Except in unusual circumstances, we should allow anonymity only when the source has a legitimate fear of suffering harm or reprisals if identified. We should not allow anonymous sources to make personal attacks; criticisms of character should be stated on the record. We will characterize anonymous sources as completely as possible so that readers can make judgments about their authority, expertise or bias.

Clearly someone putting forth the NBA company line doesn’t have a “legitimate fear” of reprisal if it’s a league source, though “unusual circumstances” is a pretty big loophole. Likewise, saying “a source close to the deal” isn’t much of a complete characterization, since there’s no way for readers to tell whether this is someone with the Bucks, the league, the city of Milwaukee, or what.

Walker’s article, sadly, isn’t that unusual — the use of unnamed sources is widespread, even in places where it’s not necessary. But allowing an unnamed source to levy a move threat, without having to put on the record who’s making the threat, is new to the sports venue game.

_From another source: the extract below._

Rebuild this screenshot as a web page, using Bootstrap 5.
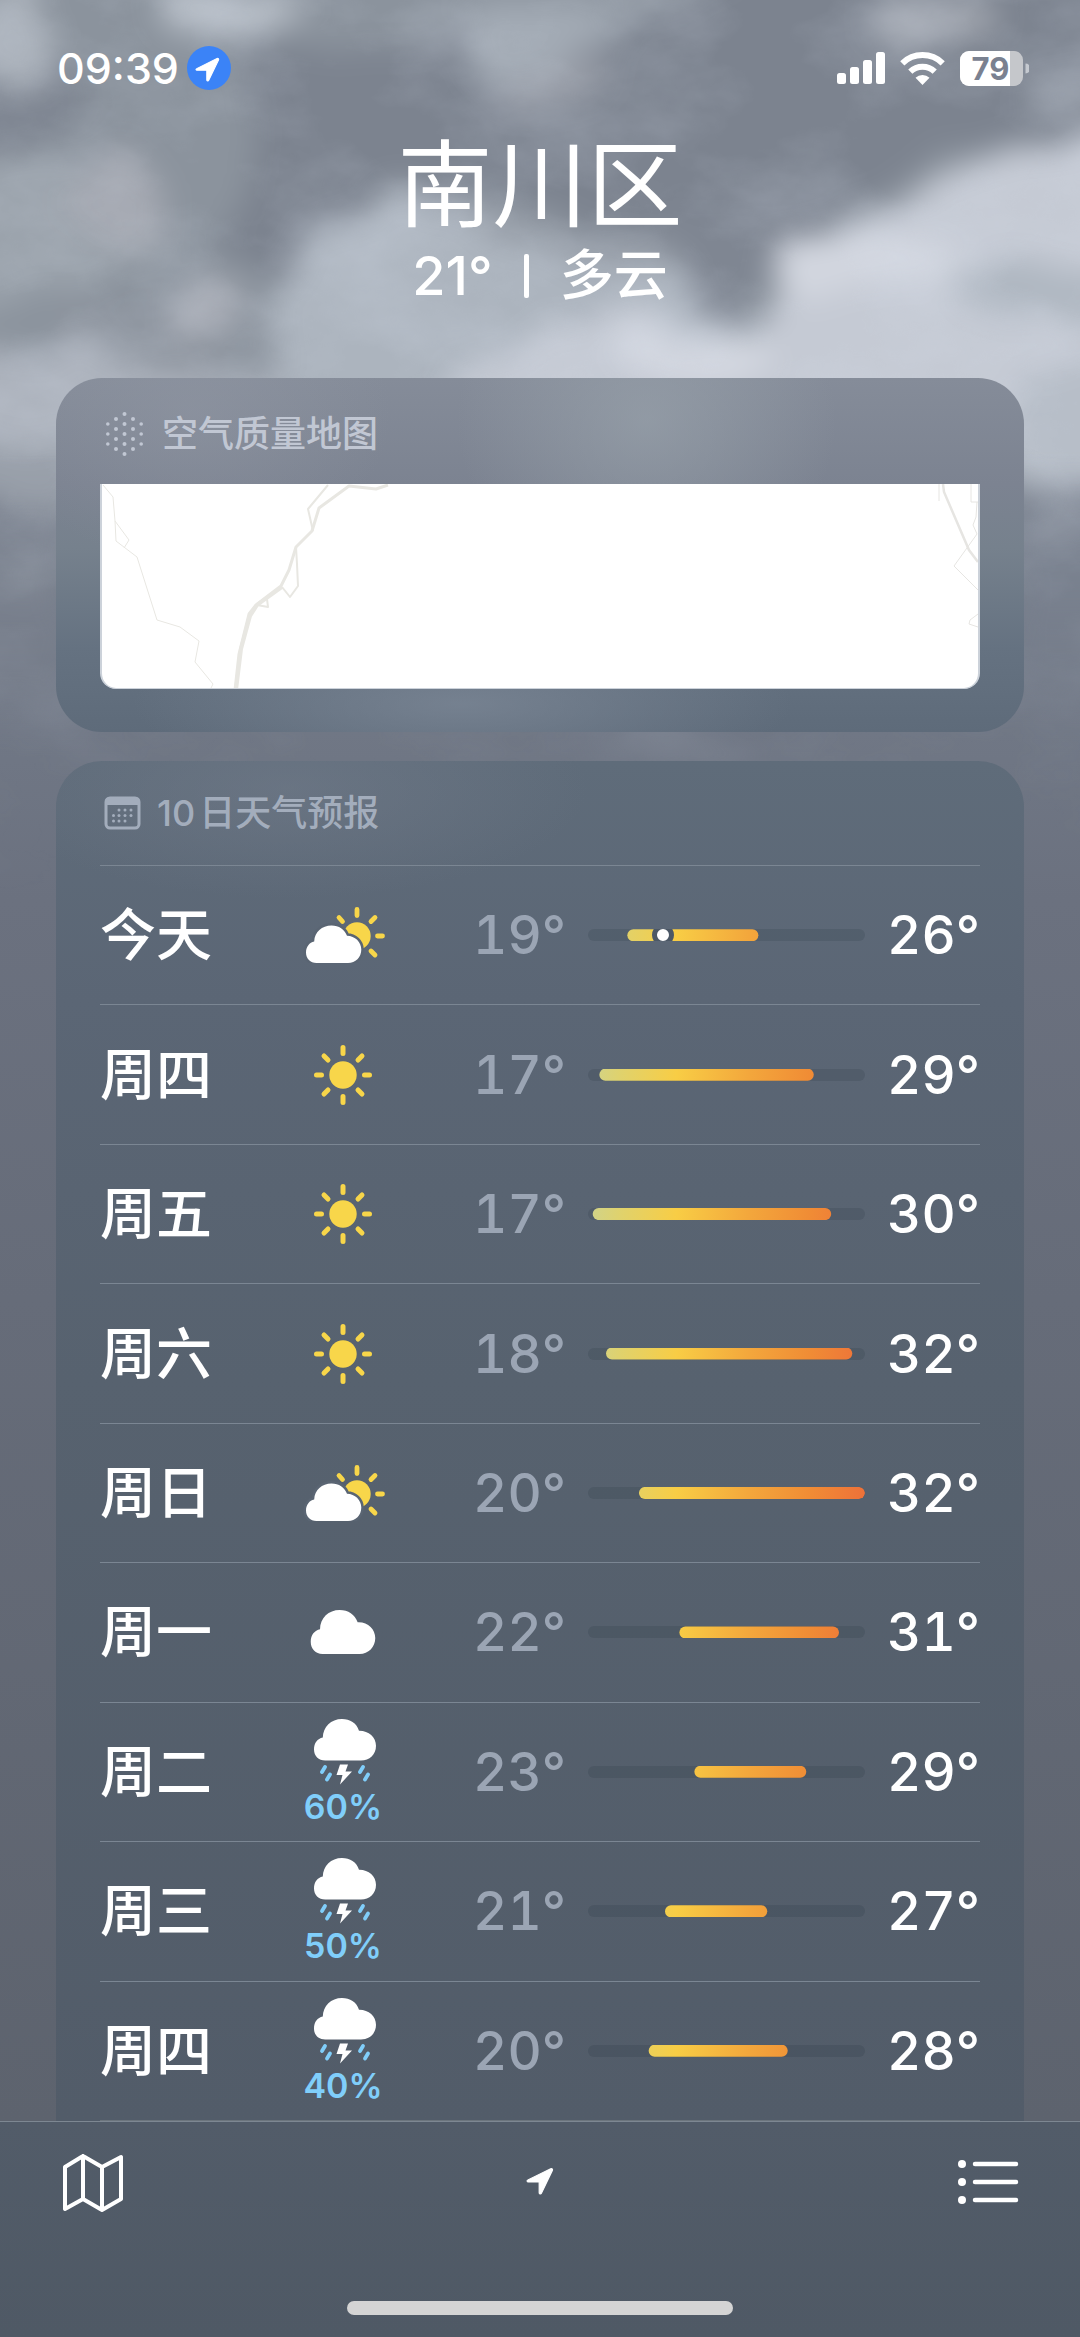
<!DOCTYPE html>
<html lang="zh-CN">
<head>
<meta charset="utf-8">
<meta name="viewport" content="width=device-width, initial-scale=1">
<title>天气 · 南川区</title>
<link href="https://cdn.jsdelivr.net/npm/bootstrap@5.3.0/dist/css/bootstrap.min.css" rel="stylesheet">
<style>
  body { font-family: Inter, "Noto Sans CJK SC", sans-serif; color: #fff; background: #646a77; }
  .weather-app { background: linear-gradient(#8b939e 0, #8b939e 380px, #747b88 620px, #6f7684 760px, #6b717f 900px, #666c79 1300px, #5d636e 2120px); }
  .sky { position: absolute; top: 0; left: 0; width: 100%; height: 900px; }
  .status-bar { padding: 44px 51px 38px 57px; }
  .clock { font-size: 43px; line-height: 48px; font-weight: 500; }
  .status-row { height: 48px; }
  .status-icons { gap: 15px; }
  .city { font-size: 95px; line-height: 112px; font-weight: 400; }
  .summary { font-size: 54px; line-height: 68px; font-weight: 500; gap: 31px; margin-bottom: 68px; }
  .summary-bar { width: 5px; height: 44px; border-radius: 2px; background: #fff; }
  .panels { padding: 0 56px; gap: 29px; }
  .panel { padding: 28px 44px 0; border-radius: 46px; }
  .panel-air { padding: 32px 44px 43px;
    background: radial-gradient(ellipse 190px 170px at 61% 12%, rgba(158,168,176,.55), transparent),
      radial-gradient(ellipse 200px 150px at 14% 10%, rgba(150,156,168,.4), transparent),
      radial-gradient(ellipse 330px 80px at 42% 92%, rgba(126,137,152,.7), transparent),
      linear-gradient(#858c99 0, #7c8391 106px, #76818d 170px, #657281 270px, #5e6b7a 354px); }
  .panel-days { border-radius: 46px 46px 0 0;
    background: radial-gradient(ellipse 300px 110px at 24% 2%, rgba(116,125,140,.5), transparent),
      linear-gradient(#5f6c7a 0, #5b6675 240px, #57626f 620px, #525c69 100%); }
  .panel-title { font-size: 36px; line-height: 48px; font-weight: 500; padding-bottom: 28px; }
  .panel-air .panel-title { color: #c1c7d3; padding-bottom: 26px; }
  .panel-days .panel-title { color: #a3adbc; }
  .air-map { height: 205px; background: #fff; border: 1px solid #ccd2da; border-width: 0 2px 1px; border-radius: 0 0 16px 16px; }
  .forecast-day { flex: 1 1 0; min-height: 130px; border-top: 1px solid #7b8693; font-size: 53px; font-weight: 500; line-height: 62px; }
  .day-name { width: 164px; font-size: 56px; }
  .day-icon { width: 158px; }
  .rain-chance { font-size: 34px; line-height: 36px; font-weight: 600; color: #80cefa; }
  .temp-low { width: 144px; color: #9ba5b4; }
  .temp-high { width: 115px; }
  .temp-low, .temp-high { font-variant-numeric: tabular-nums; }
  .range { height: 12px; margin-left: 22px; border-radius: 6px; background: rgba(20,30,45,.12); position: relative; overflow: hidden; }
  .range-fill { height: 100%; background: linear-gradient(95deg, #cfd38c 0, #e0d26c 12%, #f8cd45 32%, #f3a73c 58%, #f08c35 80%, #ee7139 100%); }
  .range-now { position: absolute; top: -5px; width: 22px; height: 22px; margin-left: -11px; border: 5px solid #4c5866; border-radius: 50%; background: #fff; }
  .toolbar { height: 216px; background: linear-gradient(#525c69, #4f5965); border-top: 1px solid #7d8792; padding: 27px 57px 0; }
  .tool-btn { width: 72px; height: 64px; padding: 0; border: 0; background: none; color: #fff; line-height: 0; }
  .home-line { width: 40%; height: 14px; border-radius: 7px; background: #d4d4d4; margin-bottom: 22px; }
</style>
<script src="https://cdn.jsdelivr.net/npm/bootstrap@5.3.0/dist/js/bootstrap.bundle.min.js"></script>
</head>
<body>
<svg width="0" height="0" class="position-absolute" aria-hidden="true">
  <defs>
    <symbol id="arrow" viewBox="0 0 24 24"><path d="M1.600 11.200 21.200 1.500c1-.5 1.900.4 1.400 1.400L13.200 22.400c-.5 1-1.900.8-1.900-.4v-9.200H2c-1.200 0-1.500-1.200-.4-1.600Z" fill="currentColor" stroke="currentColor" stroke-width="1" stroke-linejoin="round"/></symbol>
    <symbol id="sun" viewBox="0 0 60 60">
      <circle cx="30" cy="30" r="13.700" fill="#f8d64a"/>
      <g stroke="#f8d64a" stroke-width="5" stroke-linecap="round">
        <path d="M30 2.500v6M30 51.500v6M3.500 30h5M51.500 30h5M11 11l4 4M45 45l4 4M49 11l-4 4M15 45l-4 4"/>
      </g>
    </symbol>
    <symbol id="cloud" viewBox="0 0 66 45"><path d="M12 45C5 45 0 40 0 32.500 0 25.500 4 21 9.500 19.800 9.500 8 18.500 0 29.500 0 38.500 0 45 4.500 48 12.500 58.500 12 66 19.500 66 28.700 66 38 59 45 50 45Z" fill="#fff"/></symbol>
    <symbol id="partly" viewBox="-6 0 86 56">
      <circle cx="51" cy="29" r="13.700" fill="#f8d64a"/>
      <path d="M51 2.500v6M71.500 29h5M33 10.500l3.500 4M69 10.500l-4 4M65 44l4 4" stroke="#f8d64a" stroke-width="4.800" stroke-linecap="round"/>
      <path d="M10.500 56C4.300 56 0 51.500 0 45.500 0 39.500 3.500 35.500 8.200 34.500 8.500 25 16 18.500 25.500 18.500 33 18.500 38.500 22.500 41 28.800 49 29 55.300 35 55.300 42.500 55.300 50.300 49.500 56 42 56Z" fill="#fff" stroke="#5a6573" stroke-width="5" paint-order="stroke"/>
    </symbol>
    <symbol id="storm" viewBox="-4 0 66 66">
      <path d="M11.300 41.500C4.500 41.500 0 37 0 30.500 0 24 3.500 19.500 8.800 18.500 9 8 17 0 28 0 36 0 42.500 4 45 11.700 54.500 11.500 62 18 62 26.700 62 35.500 55.500 41.500 47 41.500Z" fill="#fff"/>
      <path d="M26 45.500h8l-2.500 7H38L26 65.500l2.500-9.500H22.500Z" fill="#fff"/>
      <path d="M11 48l-3 5M16 55.500l-3 5M49 48l-3 5M54 55.500l-3 5" stroke="#80cefa" stroke-width="3.800" stroke-linecap="round"/>
    </symbol>
  </defs>
</svg>

<div class="weather-app position-relative min-vh-100 d-flex flex-column">
  <svg class="sky" viewBox="0 0 1080 900" preserveAspectRatio="none" aria-hidden="true">
    <defs>
      <filter id="wisp" x="-10%" y="-10%" width="120%" height="120%" color-interpolation-filters="sRGB">
        <feTurbulence type="fractalNoise" baseFrequency="0.009 0.012" numOctaves="4" seed="7" result="n"/>
        <feDisplacementMap in="SourceGraphic" in2="n" scale="60" xChannelSelector="R" yChannelSelector="G" result="d"/>
        <feGaussianBlur in="d" stdDeviation="15"/>
      </filter>
      <filter id="grain" x="0" y="0" width="100%" height="100%" color-interpolation-filters="sRGB">
        <feTurbulence type="fractalNoise" baseFrequency="0.007 0.011" numOctaves="5" seed="21"/>
        <feColorMatrix values="0 0 0 0 .86  0 0 0 0 .89  0 0 0 0 .94  1.600 0 0 0 -.62"/>
      </filter>
      <linearGradient id="fade" x1="0" y1="0" x2="0" y2="1">
        <stop offset="0" stop-color="#fff"/><stop offset=".5" stop-color="#fff"/><stop offset=".75" stop-color="#fff" stop-opacity=".45"/><stop offset="1" stop-color="#fff" stop-opacity="0"/>
      </linearGradient>
      <mask id="fadeMask"><rect width="1080" height="900" fill="url(#fade)"/></mask>
    </defs>
    <g mask="url(#fadeMask)">
      <g filter="url(#wisp)">
        <rect x="-100" y="-100" width="1280" height="560" fill="#8b939d"/>
        <path d="M250 60 400 40 620 30 760-40H1140V110L960 150 860 200 770 270 730 310 680 290 640 230 470 190 370 200 290 290 220 250 250 170Z" fill="#7c838f"/>
        <path d="M-50 90 60 60 90 110 30 160-50 190Z" fill="#7c838f"/>
        <ellipse cx="225" cy="15" rx="75" ry="32" fill="#b6bdc6"/>
        <ellipse cx="15" cy="35" rx="38" ry="55" fill="#a9b0b9"/>
        <ellipse cx="530" cy="40" rx="75" ry="38" fill="#a3abb5"/>
        <ellipse cx="940" cy="25" rx="70" ry="28" fill="#a0a5ae"/>
        <ellipse cx="1060" cy="85" rx="40" ry="22" fill="#949ba6"/>
        <ellipse cx="545" cy="90" rx="50" ry="20" fill="#989da7"/>
        <path d="M-50 170 60 140 140 180 160 240 100 290-50 330Z" fill="#9aa2ab"/>
        <ellipse cx="110" cy="200" rx="45" ry="45" fill="#a4a8b1"/>
        <path d="M60 310 170 290 250 320 210 380 60 350Z" fill="#8b929c"/>
        <path d="M-60 350 100 340 220 370 400 390 300 480H-60Z" fill="#aab0ba"/>
        <path d="M260 310 320 225 380 200 480 215 600 235 680 270 740 325 820 330 820 420H280Z" fill="#acb4be"/>
        <path d="M390 200 470 205 550 230 660 235 690 270 600 265 500 240Z" fill="#959ca6"/>
        <path d="M440 370 560 325 690 320 760 345 800 270 860 215 930 180 1010 150 1150 110V440H440Z" fill="#c5cad4"/>
        <path d="M650 200 770 220 770 270 730 325 690 300Z" fill="#7f8692"/>
        <ellipse cx="860" cy="260" rx="90" ry="38" fill="#d2d6df"/>
        <ellipse cx="700" cy="360" rx="70" ry="25" fill="#d3d7e0"/>
        <path d="M930 270 1010 250 1100 270V330L980 310Z" fill="#afb7c1"/>
        <ellipse cx="200" cy="305" rx="35" ry="22" fill="#a7abb4"/>
        <path d="M1010 370 1130 340V480L1060 500 1010 460Z" fill="#b7bec8"/>
        <path d="M-50 430 70 440 80 520-50 500Z" fill="#9aa1ab"/>
        <path d="M-50 500 80 510 80 720-50 700Z" fill="#7b828f"/>
        <path d="M1010 500 1130 480V700H1010Z" fill="#7a8290"/>
        <ellipse cx="1060" cy="530" rx="40" ry="20" fill="#949ba7"/>
        <ellipse cx="30" cy="580" rx="30" ry="16" fill="#8b929d"/>
        <ellipse cx="680" cy="745" rx="90" ry="12" fill="#8b929e"/>
      </g>
      <rect width="1080" height="900" filter="url(#grain)" opacity=".26"/>
    </g>
  </svg>

  <header class="position-relative">
    <div class="status-bar d-flex justify-content-between">
      <div class="status-row d-flex align-items-center">
        <time class="clock">09:39</time>
        <svg class="ms-2" width="44" height="44" viewBox="0 0 44 44" role="img" aria-label="定位"><circle cx="22" cy="22" r="22" fill="#3b83f7"/><use href="#arrow" x="8" y="11" width="25" height="25" color="#fff"/></svg>
      </div>
      <div class="status-row status-icons d-flex align-items-center">
        <svg width="48" height="32" viewBox="0 0 48 32" fill="#fff" role="img" aria-label="信号"><rect y="21" width="9" height="11" rx="2.500"/><rect x="13" y="15" width="9" height="17" rx="2.500"/><rect x="26" y="8" width="9" height="24" rx="2.500"/><rect x="39" width="9" height="32" rx="2.500"/></svg>
        <svg width="45" height="34" viewBox="0 0 45 34" fill="none" stroke="#fff" stroke-width="6" role="img" aria-label="无线网络"><path d="M2.300 12.300a29 29 0 0 1 40.400 0"/><path d="M10.300 20.600a17.500 17.500 0 0 1 24.400 0"/><path d="M22.500 34l-7-7.200a10 10 0 0 1 14 0Z" fill="#fff" stroke="none"/></svg>
        <svg width="69" height="35" viewBox="0 0 69 35" role="img" aria-label="电量 79%">
          <clipPath id="cell"><rect width="63" height="35" rx="9"/></clipPath>
          <g clip-path="url(#cell)"><rect width="63" height="35" fill="#c5c7cb"/><rect width="50" height="35" fill="#fff"/></g>
          <path d="M65.500 12.500a5 5 0 0 1 0 10Z" fill="#c5c9d0"/>
          <text x="11.500" y="28.500" font-size="31" font-weight="700" fill="#7a8190">79</text>
        </svg>
      </div>
    </div>
    <h1 class="city text-center mb-0">南川区</h1>
    <div class="summary d-flex justify-content-center align-items-center">
      <span>21°</span><span class="summary-bar"></span><span>多云</span>
    </div>
  </header>

  <main class="panels position-relative flex-grow-1 d-flex flex-column">
    <section class="panel panel-air">
      <h2 class="panel-title d-flex align-items-center mb-0">
        <svg class="ms-1 me-3" width="42" height="44" viewBox="0 0 42 44" fill="#c1c7d3" aria-hidden="true">
          <g transform="translate(2)"><circle cx="18.500" cy="2" r="2"/><circle cx="10" cy="7" r="2"/><circle cx="27" cy="7" r="2"/><circle cx="1.800" cy="12" r="1.800"/><circle cx="18.500" cy="12" r="2"/><circle cx="35.200" cy="12" r="1.800"/><circle cx="10" cy="17" r="2"/><circle cx="27" cy="17" r="2"/><circle cx="1.800" cy="22" r="1.800"/><circle cx="18.500" cy="22" r="2"/><circle cx="35.200" cy="22" r="1.800"/><circle cx="10" cy="27" r="2"/><circle cx="27" cy="27" r="2"/><circle cx="1.800" cy="32" r="1.800"/><circle cx="18.500" cy="32" r="2"/><circle cx="35.200" cy="32" r="1.800"/><circle cx="10" cy="37" r="2"/><circle cx="27" cy="37" r="2"/><circle cx="18.500" cy="42" r="2"/></g>
        </svg>
        <span>空气质量地图</span>
      </h2>
      <div class="air-map overflow-hidden d-flex justify-content-between">
        <svg width="300" height="206" viewBox="0 0 300 206" fill="none" stroke="#e8e7e2" stroke-linejoin="round" aria-hidden="true">
          <path d="M1 1 11 13 13 37 14 57 35 73 55 136 78 143 97 157 93 178 111 200 108 206M13 37 27 56 22 64" stroke-width="1"/>
          <path d="M133 206 137 170 147 130 154 121 179 102 187 86 194 63 210 47 217 24 247 2 274 5 286 1" stroke-width="3"/>
          <path d="M134 206 139 165 148 132 155 121 M155 121 180 103" stroke-width="4"/>
          <path d="M226 1 206 25 211 47M194 63 195 80 196 102 188 113 180 103M155 121 166 123 165 115" stroke-width="2"/>
        </svg>
        <svg width="60" height="206" viewBox="0 0 60 206" fill="none" stroke="#e6e5e2" aria-hidden="true">
          <path d="M25 0 26 8 51 66 60 78" stroke-width="2.500"/>
          <path d="M21 0v17M53 0v18h7M59 18 58 33 55 41 59 50 36 82 60 106M60 130 52 136 51 140 60 143" stroke-width="1"/>
        </svg>
      </div>
    </section>

    <section class="panel panel-days flex-grow-1 d-flex flex-column">
      <h2 class="panel-title d-flex align-items-center mb-0">
        <svg class="ms-1 me-3" width="37" height="34" viewBox="0 0 37 34" aria-hidden="true">
          <rect x="2" y="2" width="33" height="30" rx="4" fill="none" stroke="#a3adbc" stroke-width="3"/>
          <path d="M1 9V6a5 5 0 0 1 5-5h25a5 5 0 0 1 5 5v3Z" fill="#a3adbc"/>
          <g fill="#a3adbc"><circle cx="15" cy="14" r="1.500"/><circle cx="21" cy="14" r="1.500"/><circle cx="27" cy="14" r="1.500"/><circle cx="9.500" cy="19.500" r="1.500"/><circle cx="15" cy="19.500" r="1.500"/><circle cx="21" cy="19.500" r="1.500"/><circle cx="27" cy="19.500" r="1.500"/><circle cx="9.500" cy="25" r="1.500"/><circle cx="15" cy="25" r="1.500"/><circle cx="21" cy="25" r="1.500"/></g>
        </svg>
        <span>10</span><span class="ms-1">日天气预报</span>
      </h2>
      <ul class="list-unstyled mb-0 flex-grow-1 d-flex flex-column border-bottom border-secondary">
        <li class="forecast-day d-flex align-items-center">
          <span class="day-name">今天</span>
          <span class="day-icon d-flex justify-content-center"><svg width="86" height="56" role="img" aria-label="局部多云"><use href="#partly"/></svg></span>
          <span class="temp-low text-end">19°</span>
          <span class="range flex-grow-1"><span class="range-fill d-block" style="clip-path: inset(0 38.500% 0 14.200% round 6px)"></span><span class="range-now" style="left: 27%"></span></span>
          <span class="temp-high text-end">26°</span>
        </li>
        <li class="forecast-day d-flex align-items-center">
          <span class="day-name">周四</span>
          <span class="day-icon d-flex justify-content-center"><svg width="60" height="60" role="img" aria-label="晴"><use href="#sun"/></svg></span>
          <span class="temp-low text-end">17°</span>
          <span class="range flex-grow-1"><span class="range-fill d-block" style="clip-path: inset(0 18.500% 0 4.100% round 6px)"></span></span>
          <span class="temp-high text-end">29°</span>
        </li>
        <li class="forecast-day d-flex align-items-center">
          <span class="day-name">周五</span>
          <span class="day-icon d-flex justify-content-center"><svg width="60" height="60" role="img" aria-label="晴"><use href="#sun"/></svg></span>
          <span class="temp-low text-end">17°</span>
          <span class="range flex-grow-1"><span class="range-fill d-block" style="clip-path: inset(0 12.200% 0 1.700% round 6px)"></span></span>
          <span class="temp-high text-end">30°</span>
        </li>
        <li class="forecast-day d-flex align-items-center">
          <span class="day-name">周六</span>
          <span class="day-icon d-flex justify-content-center"><svg width="60" height="60" role="img" aria-label="晴"><use href="#sun"/></svg></span>
          <span class="temp-low text-end">18°</span>
          <span class="range flex-grow-1"><span class="range-fill d-block" style="clip-path: inset(0 4.600% 0 6.500% round 6px)"></span></span>
          <span class="temp-high text-end">32°</span>
        </li>
        <li class="forecast-day d-flex align-items-center">
          <span class="day-name">周日</span>
          <span class="day-icon d-flex justify-content-center"><svg width="86" height="56" role="img" aria-label="局部多云"><use href="#partly"/></svg></span>
          <span class="temp-low text-end">20°</span>
          <span class="range flex-grow-1"><span class="range-fill d-block" style="clip-path: inset(0 0 0 18.400% round 6px)"></span></span>
          <span class="temp-high text-end">32°</span>
        </li>
        <li class="forecast-day d-flex align-items-center">
          <span class="day-name">周一</span>
          <span class="day-icon d-flex justify-content-center"><svg width="66" height="44" role="img" aria-label="多云"><use href="#cloud"/></svg></span>
          <span class="temp-low text-end">22°</span>
          <span class="range flex-grow-1"><span class="range-fill d-block" style="clip-path: inset(0 9.400% 0 33% round 6px)"></span></span>
          <span class="temp-high text-end">31°</span>
        </li>
        <li class="forecast-day d-flex align-items-center">
          <span class="day-name">周二</span>
          <span class="day-icon d-flex flex-column align-items-center gap-1"><svg width="66" height="66" role="img" aria-label="雷阵雨"><use href="#storm"/></svg><span class="rain-chance">60%</span></span>
          <span class="temp-low text-end">23°</span>
          <span class="range flex-grow-1"><span class="range-fill d-block" style="clip-path: inset(0 21.200% 0 38.400% round 6px)"></span></span>
          <span class="temp-high text-end">29°</span>
        </li>
        <li class="forecast-day d-flex align-items-center">
          <span class="day-name">周三</span>
          <span class="day-icon d-flex flex-column align-items-center gap-1"><svg width="66" height="66" role="img" aria-label="雷阵雨"><use href="#storm"/></svg><span class="rain-chance">50%</span></span>
          <span class="temp-low text-end">21°</span>
          <span class="range flex-grow-1"><span class="range-fill d-block" style="clip-path: inset(0 35.300% 0 27.800% round 6px)"></span></span>
          <span class="temp-high text-end">27°</span>
        </li>
        <li class="forecast-day d-flex align-items-center">
          <span class="day-name">周四</span>
          <span class="day-icon d-flex flex-column align-items-center gap-1"><svg width="66" height="66" role="img" aria-label="雷阵雨"><use href="#storm"/></svg><span class="rain-chance">40%</span></span>
          <span class="temp-low text-end">20°</span>
          <span class="range flex-grow-1"><span class="range-fill d-block" style="clip-path: inset(0 27.900% 0 21.900% round 6px)"></span></span>
          <span class="temp-high text-end">28°</span>
        </li>
      </ul>
    </section>
  </main>

  <footer class="toolbar position-relative d-flex flex-column justify-content-between">
    <nav class="d-flex justify-content-between align-items-center" aria-label="工具栏">
      <button type="button" class="tool-btn text-start" aria-label="地图">
        <svg width="72" height="64" viewBox="0 0 72 64" fill="none" stroke="#fff" stroke-width="4" stroke-linejoin="round" stroke-linecap="round"><path d="M8 18 26 7 45 18 64 8V50L45 61 26 50 8 60ZM26 7V50M45 18V61"/></svg>
      </button>
      <button type="button" class="tool-btn" aria-label="当前位置">
        <svg width="28" height="28"><use href="#arrow"/></svg>
      </button>
      <button type="button" class="tool-btn text-end" aria-label="城市列表">
        <svg width="72" height="64" viewBox="0 0 72 64" fill="#fff"><circle cx="11" cy="15" r="4"/><circle cx="11" cy="33" r="4"/><circle cx="11" cy="51" r="4"/><path d="M24 15H65M24 33H65M24 51H65" stroke="#fff" stroke-width="4.500" stroke-linecap="round"/></svg>
      </button>
    </nav>
    <div class="home-line align-self-center"></div>
  </footer>
</div>
</body>
</html>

Meanwhile, neither Walker nor anyone else in the Milwaukee media has investigated the question that’s been hanging out there since spring: Did Lasry and Edens (and former Bucks owner Herb Kohl) conspire with the NBA to insert that buyback clause into the lease, to give them better leverage in gaining subsidies for a new arena? It would take more actual investigation than making a phone call and saying, “Sure, I’ll print what you say without putting your name in the paper,” but it’s kind of what we have newspapers for, you know?